■ TASK DETAILS ■
Repeat all the material exactly; pictures stay out of your copy.
---+---
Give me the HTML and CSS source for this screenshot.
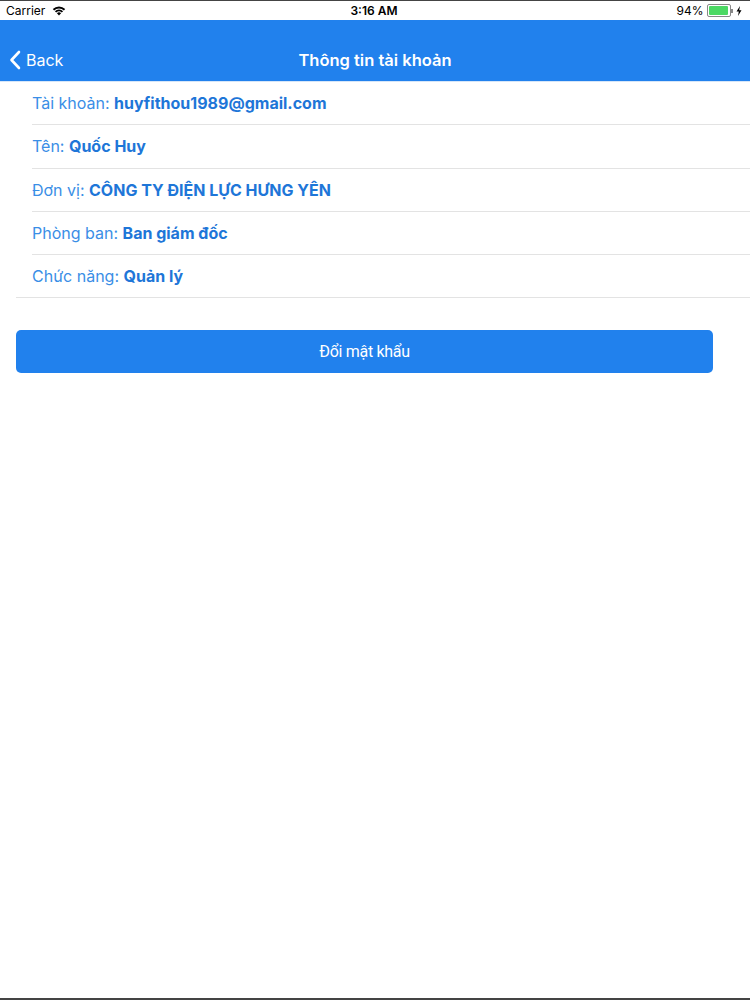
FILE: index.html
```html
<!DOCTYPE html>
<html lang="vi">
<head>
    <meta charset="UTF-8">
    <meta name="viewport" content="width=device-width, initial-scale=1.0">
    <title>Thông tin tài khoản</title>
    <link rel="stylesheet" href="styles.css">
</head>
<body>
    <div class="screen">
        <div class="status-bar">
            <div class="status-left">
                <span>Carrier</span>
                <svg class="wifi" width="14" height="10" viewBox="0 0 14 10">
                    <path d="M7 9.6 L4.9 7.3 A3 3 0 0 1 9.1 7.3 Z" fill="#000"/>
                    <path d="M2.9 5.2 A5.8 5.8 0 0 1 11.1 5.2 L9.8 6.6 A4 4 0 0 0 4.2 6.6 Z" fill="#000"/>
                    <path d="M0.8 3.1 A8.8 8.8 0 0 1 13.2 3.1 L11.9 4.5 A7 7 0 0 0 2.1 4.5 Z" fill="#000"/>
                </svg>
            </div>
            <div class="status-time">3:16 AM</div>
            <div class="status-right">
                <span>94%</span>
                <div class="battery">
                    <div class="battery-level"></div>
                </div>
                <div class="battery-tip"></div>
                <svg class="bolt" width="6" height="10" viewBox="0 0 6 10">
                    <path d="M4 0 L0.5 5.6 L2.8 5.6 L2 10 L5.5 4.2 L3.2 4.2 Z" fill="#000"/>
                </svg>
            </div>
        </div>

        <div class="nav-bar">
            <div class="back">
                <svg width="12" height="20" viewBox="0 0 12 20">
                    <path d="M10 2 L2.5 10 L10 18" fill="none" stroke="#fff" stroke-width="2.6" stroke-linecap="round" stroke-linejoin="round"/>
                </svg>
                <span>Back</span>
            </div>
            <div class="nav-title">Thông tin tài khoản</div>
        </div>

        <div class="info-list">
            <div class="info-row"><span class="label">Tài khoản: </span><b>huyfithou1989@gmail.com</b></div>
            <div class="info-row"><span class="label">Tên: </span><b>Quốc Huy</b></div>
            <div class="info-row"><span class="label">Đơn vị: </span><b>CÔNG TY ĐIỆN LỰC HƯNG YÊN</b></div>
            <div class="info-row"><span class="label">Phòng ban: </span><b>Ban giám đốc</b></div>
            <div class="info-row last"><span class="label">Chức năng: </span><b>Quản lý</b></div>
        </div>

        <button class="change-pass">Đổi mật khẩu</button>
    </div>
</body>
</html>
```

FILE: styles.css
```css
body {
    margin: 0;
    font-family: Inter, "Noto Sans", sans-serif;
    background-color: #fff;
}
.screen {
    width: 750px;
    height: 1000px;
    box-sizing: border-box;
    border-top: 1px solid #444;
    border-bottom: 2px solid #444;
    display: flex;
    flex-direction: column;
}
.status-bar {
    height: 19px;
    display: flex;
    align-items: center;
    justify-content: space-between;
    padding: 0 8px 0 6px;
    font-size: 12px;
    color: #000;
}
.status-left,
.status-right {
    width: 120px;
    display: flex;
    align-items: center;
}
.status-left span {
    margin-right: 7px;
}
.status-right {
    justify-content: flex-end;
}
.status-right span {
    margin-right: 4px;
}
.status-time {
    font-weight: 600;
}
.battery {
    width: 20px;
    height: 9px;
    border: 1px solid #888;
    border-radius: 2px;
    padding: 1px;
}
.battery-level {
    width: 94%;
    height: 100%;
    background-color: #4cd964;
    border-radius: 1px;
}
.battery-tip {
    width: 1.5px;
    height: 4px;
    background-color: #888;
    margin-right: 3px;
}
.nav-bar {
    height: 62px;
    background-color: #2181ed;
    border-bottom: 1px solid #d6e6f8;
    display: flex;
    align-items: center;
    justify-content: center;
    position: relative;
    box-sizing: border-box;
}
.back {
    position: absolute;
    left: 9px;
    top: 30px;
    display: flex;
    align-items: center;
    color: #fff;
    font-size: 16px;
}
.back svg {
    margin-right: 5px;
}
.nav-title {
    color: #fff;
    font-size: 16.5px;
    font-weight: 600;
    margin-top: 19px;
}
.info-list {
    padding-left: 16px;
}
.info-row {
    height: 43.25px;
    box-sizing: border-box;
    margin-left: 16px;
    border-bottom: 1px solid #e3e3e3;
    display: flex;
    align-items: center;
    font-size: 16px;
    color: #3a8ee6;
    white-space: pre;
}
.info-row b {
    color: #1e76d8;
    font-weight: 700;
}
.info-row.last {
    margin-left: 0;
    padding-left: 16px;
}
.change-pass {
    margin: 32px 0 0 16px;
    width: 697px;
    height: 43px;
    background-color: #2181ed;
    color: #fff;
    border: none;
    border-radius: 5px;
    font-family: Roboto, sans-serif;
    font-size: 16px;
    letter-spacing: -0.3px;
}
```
---+---
■ THE RESPONSE ■
Give me the HTML and CSS source for this screenshot.
FILE: index.html
```html
<!DOCTYPE html>
<html lang="vi">
<head>
    <meta charset="UTF-8">
    <meta name="viewport" content="width=device-width, initial-scale=1.0">
    <title>Thông tin tài khoản</title>
    <link rel="stylesheet" href="styles.css">
</head>
<body>
    <div class="screen">
        <div class="status-bar">
            <div class="status-left">
                <span>Carrier</span>
                <svg class="wifi" width="14" height="10" viewBox="0 0 14 10">
                    <path d="M7 9.6 L4.9 7.3 A3 3 0 0 1 9.1 7.3 Z" fill="#000"/>
                    <path d="M2.9 5.2 A5.8 5.8 0 0 1 11.1 5.2 L9.8 6.6 A4 4 0 0 0 4.2 6.6 Z" fill="#000"/>
                    <path d="M0.8 3.1 A8.8 8.8 0 0 1 13.2 3.1 L11.9 4.5 A7 7 0 0 0 2.1 4.5 Z" fill="#000"/>
                </svg>
            </div>
            <div class="status-time">3:16 AM</div>
            <div class="status-right">
                <span>94%</span>
                <div class="battery">
                    <div class="battery-level"></div>
                </div>
                <div class="battery-tip"></div>
                <svg class="bolt" width="6" height="10" viewBox="0 0 6 10">
                    <path d="M4 0 L0.5 5.6 L2.8 5.6 L2 10 L5.5 4.2 L3.2 4.2 Z" fill="#000"/>
                </svg>
            </div>
        </div>

        <div class="nav-bar">
            <div class="back">
                <svg width="12" height="20" viewBox="0 0 12 20">
                    <path d="M10 2 L2.5 10 L10 18" fill="none" stroke="#fff" stroke-width="2.6" stroke-linecap="round" stroke-linejoin="round"/>
                </svg>
                <span>Back</span>
            </div>
            <div class="nav-title">Thông tin tài khoản</div>
        </div>

        <div class="info-list">
            <div class="info-row"><span class="label">Tài khoản: </span><b>huyfithou1989@gmail.com</b></div>
            <div class="info-row"><span class="label">Tên: </span><b>Quốc Huy</b></div>
            <div class="info-row"><span class="label">Đơn vị: </span><b>CÔNG TY ĐIỆN LỰC HƯNG YÊN</b></div>
            <div class="info-row"><span class="label">Phòng ban: </span><b>Ban giám đốc</b></div>
            <div class="info-row last"><span class="label">Chức năng: </span><b>Quản lý</b></div>
        </div>

        <button class="change-pass">Đổi mật khẩu</button>
    </div>
</body>
</html>
```

FILE: styles.css
```css
body {
    margin: 0;
    font-family: Inter, "Noto Sans", sans-serif;
    background-color: #fff;
}
.screen {
    width: 750px;
    height: 1000px;
    box-sizing: border-box;
    border-top: 1px solid #444;
    border-bottom: 2px solid #444;
    display: flex;
    flex-direction: column;
}
.status-bar {
    height: 19px;
    display: flex;
    align-items: center;
    justify-content: space-between;
    padding: 0 8px 0 6px;
    font-size: 12px;
    color: #000;
}
.status-left,
.status-right {
    width: 120px;
    display: flex;
    align-items: center;
}
.status-left span {
    margin-right: 7px;
}
.status-right {
    justify-content: flex-end;
}
.status-right span {
    margin-right: 4px;
}
.status-time {
    font-weight: 600;
}
.battery {
    width: 20px;
    height: 9px;
    border: 1px solid #888;
    border-radius: 2px;
    padding: 1px;
}
.battery-level {
    width: 94%;
    height: 100%;
    background-color: #4cd964;
    border-radius: 1px;
}
.battery-tip {
    width: 1.5px;
    height: 4px;
    background-color: #888;
    margin-right: 3px;
}
.nav-bar {
    height: 62px;
    background-color: #2181ed;
    border-bottom: 1px solid #d6e6f8;
    display: flex;
    align-items: center;
    justify-content: center;
    position: relative;
    box-sizing: border-box;
}
.back {
    position: absolute;
    left: 9px;
    top: 30px;
    display: flex;
    align-items: center;
    color: #fff;
    font-size: 16px;
}
.back svg {
    margin-right: 5px;
}
.nav-title {
    color: #fff;
    font-size: 16.5px;
    font-weight: 600;
    margin-top: 19px;
}
.info-list {
    padding-left: 16px;
}
.info-row {
    height: 43.25px;
    box-sizing: border-box;
    margin-left: 16px;
    border-bottom: 1px solid #e3e3e3;
    display: flex;
    align-items: center;
    font-size: 16px;
    color: #3a8ee6;
    white-space: pre;
}
.info-row b {
    color: #1e76d8;
    font-weight: 700;
}
.info-row.last {
    margin-left: 0;
    padding-left: 16px;
}
.change-pass {
    margin: 32px 0 0 16px;
    width: 697px;
    height: 43px;
    background-color: #2181ed;
    color: #fff;
    border: none;
    border-radius: 5px;
    font-family: Roboto, sans-serif;
    font-size: 16px;
    letter-spacing: -0.3px;
}
```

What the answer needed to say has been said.